**PROBLEM REQUIREMENTS:**
Pick out the lines below that include the string "index".

## Begin DATASET EXCERPT

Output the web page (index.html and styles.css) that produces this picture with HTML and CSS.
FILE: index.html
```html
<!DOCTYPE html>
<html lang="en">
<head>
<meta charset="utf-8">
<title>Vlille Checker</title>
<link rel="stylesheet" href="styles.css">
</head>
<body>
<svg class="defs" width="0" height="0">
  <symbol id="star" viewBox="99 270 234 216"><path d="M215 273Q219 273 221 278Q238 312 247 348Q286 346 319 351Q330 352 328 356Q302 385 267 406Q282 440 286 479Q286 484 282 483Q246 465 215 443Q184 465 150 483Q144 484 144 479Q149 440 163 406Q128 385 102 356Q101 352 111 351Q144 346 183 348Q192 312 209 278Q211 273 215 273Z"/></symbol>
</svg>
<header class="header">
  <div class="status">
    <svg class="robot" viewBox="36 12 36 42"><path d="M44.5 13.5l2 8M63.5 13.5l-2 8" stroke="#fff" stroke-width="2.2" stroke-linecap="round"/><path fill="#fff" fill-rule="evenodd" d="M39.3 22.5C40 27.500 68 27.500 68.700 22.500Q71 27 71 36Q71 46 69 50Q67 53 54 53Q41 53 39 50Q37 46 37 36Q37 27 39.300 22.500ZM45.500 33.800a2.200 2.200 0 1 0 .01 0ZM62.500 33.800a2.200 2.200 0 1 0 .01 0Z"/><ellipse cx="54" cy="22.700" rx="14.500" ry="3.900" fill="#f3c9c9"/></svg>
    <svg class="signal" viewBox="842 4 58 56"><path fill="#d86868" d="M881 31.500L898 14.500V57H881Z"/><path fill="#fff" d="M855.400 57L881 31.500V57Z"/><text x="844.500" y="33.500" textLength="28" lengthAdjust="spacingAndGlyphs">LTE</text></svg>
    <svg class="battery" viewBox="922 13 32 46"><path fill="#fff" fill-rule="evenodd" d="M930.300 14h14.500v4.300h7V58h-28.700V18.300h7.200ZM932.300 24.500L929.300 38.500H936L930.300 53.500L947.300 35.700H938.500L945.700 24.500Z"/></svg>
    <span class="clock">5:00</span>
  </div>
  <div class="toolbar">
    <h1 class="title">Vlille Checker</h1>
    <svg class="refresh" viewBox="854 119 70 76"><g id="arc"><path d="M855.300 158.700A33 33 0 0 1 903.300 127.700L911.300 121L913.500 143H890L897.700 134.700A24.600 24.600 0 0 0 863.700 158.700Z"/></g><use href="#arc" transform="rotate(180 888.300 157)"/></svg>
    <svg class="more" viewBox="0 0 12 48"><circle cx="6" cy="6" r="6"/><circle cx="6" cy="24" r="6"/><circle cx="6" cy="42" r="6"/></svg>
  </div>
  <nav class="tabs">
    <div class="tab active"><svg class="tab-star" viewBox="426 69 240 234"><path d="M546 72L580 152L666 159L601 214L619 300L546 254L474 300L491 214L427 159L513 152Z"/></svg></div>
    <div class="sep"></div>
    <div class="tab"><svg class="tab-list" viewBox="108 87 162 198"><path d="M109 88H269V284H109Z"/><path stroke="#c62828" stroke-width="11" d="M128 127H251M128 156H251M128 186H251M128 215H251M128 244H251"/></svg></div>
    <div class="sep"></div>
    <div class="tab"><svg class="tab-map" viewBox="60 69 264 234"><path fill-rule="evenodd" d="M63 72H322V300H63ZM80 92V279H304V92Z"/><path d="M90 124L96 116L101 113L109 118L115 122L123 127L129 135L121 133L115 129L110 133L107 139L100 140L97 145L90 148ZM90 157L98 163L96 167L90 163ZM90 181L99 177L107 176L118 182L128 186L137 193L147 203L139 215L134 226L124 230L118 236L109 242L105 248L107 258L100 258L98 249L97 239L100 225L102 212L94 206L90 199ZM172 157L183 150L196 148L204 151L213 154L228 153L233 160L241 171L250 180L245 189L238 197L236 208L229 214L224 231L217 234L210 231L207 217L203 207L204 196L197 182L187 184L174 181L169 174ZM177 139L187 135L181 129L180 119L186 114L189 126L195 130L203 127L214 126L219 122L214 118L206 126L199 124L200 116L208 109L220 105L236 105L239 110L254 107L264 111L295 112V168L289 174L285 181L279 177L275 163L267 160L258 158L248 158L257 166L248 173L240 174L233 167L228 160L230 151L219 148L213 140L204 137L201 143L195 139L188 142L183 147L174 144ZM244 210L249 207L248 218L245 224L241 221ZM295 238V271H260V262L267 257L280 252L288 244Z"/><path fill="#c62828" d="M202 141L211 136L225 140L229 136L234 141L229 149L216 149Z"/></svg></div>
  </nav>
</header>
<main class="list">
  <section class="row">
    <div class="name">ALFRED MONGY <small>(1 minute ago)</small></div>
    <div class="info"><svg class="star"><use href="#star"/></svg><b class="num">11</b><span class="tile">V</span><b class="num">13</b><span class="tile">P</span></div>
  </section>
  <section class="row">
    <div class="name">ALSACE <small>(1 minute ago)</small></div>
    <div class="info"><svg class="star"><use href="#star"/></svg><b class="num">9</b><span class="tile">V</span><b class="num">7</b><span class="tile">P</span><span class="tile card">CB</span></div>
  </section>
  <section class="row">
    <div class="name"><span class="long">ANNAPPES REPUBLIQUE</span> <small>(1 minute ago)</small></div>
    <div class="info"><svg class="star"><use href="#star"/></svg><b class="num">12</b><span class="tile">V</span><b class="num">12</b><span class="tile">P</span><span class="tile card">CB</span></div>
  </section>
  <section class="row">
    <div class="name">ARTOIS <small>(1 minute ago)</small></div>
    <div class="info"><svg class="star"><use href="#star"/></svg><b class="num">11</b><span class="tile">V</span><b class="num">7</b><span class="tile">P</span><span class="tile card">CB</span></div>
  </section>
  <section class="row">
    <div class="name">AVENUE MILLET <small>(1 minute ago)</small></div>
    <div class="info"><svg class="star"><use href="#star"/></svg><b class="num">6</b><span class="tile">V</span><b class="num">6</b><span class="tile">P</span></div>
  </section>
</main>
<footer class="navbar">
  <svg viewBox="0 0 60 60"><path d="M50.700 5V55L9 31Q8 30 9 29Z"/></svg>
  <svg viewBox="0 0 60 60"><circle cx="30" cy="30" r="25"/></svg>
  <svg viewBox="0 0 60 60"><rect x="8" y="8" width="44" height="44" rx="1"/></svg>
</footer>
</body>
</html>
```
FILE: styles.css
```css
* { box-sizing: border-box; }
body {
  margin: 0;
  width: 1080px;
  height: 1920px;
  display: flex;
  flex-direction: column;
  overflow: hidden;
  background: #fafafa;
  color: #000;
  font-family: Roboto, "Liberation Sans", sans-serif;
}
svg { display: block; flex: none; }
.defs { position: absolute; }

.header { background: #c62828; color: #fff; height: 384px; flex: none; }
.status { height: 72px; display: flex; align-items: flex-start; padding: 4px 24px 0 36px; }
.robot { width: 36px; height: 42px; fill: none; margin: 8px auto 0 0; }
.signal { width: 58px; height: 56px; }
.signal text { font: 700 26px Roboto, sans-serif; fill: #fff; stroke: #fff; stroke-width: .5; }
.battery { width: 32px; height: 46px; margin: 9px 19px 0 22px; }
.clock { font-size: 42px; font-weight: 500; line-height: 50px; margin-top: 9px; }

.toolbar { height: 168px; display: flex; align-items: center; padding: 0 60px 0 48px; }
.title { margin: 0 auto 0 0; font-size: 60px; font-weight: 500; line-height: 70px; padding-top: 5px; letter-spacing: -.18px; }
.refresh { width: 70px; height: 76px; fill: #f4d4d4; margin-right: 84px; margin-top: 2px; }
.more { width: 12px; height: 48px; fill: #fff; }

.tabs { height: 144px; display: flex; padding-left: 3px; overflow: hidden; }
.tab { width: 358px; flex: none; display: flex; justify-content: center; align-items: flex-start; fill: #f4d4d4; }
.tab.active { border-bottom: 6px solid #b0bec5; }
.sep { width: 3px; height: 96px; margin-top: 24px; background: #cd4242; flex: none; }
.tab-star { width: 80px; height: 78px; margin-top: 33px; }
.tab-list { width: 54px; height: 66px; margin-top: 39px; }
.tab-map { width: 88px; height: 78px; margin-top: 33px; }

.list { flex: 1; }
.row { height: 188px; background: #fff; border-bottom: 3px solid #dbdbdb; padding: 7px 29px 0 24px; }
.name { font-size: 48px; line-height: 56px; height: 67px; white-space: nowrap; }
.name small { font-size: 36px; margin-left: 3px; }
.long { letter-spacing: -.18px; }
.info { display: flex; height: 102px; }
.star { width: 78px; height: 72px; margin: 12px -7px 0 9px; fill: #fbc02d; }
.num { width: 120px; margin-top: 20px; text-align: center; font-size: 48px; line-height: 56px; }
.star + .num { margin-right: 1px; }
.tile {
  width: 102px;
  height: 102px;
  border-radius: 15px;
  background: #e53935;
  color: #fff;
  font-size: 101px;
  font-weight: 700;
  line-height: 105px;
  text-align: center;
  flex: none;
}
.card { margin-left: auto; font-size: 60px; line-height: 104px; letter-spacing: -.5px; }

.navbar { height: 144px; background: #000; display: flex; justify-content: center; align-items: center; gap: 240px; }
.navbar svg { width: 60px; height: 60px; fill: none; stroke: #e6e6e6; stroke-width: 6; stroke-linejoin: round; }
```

## End DATASET EXCERPT

**EXPECTED ANSWER:**
Output the web page (index.html and styles.css) that produces this picture with HTML and CSS.
FILE: index.html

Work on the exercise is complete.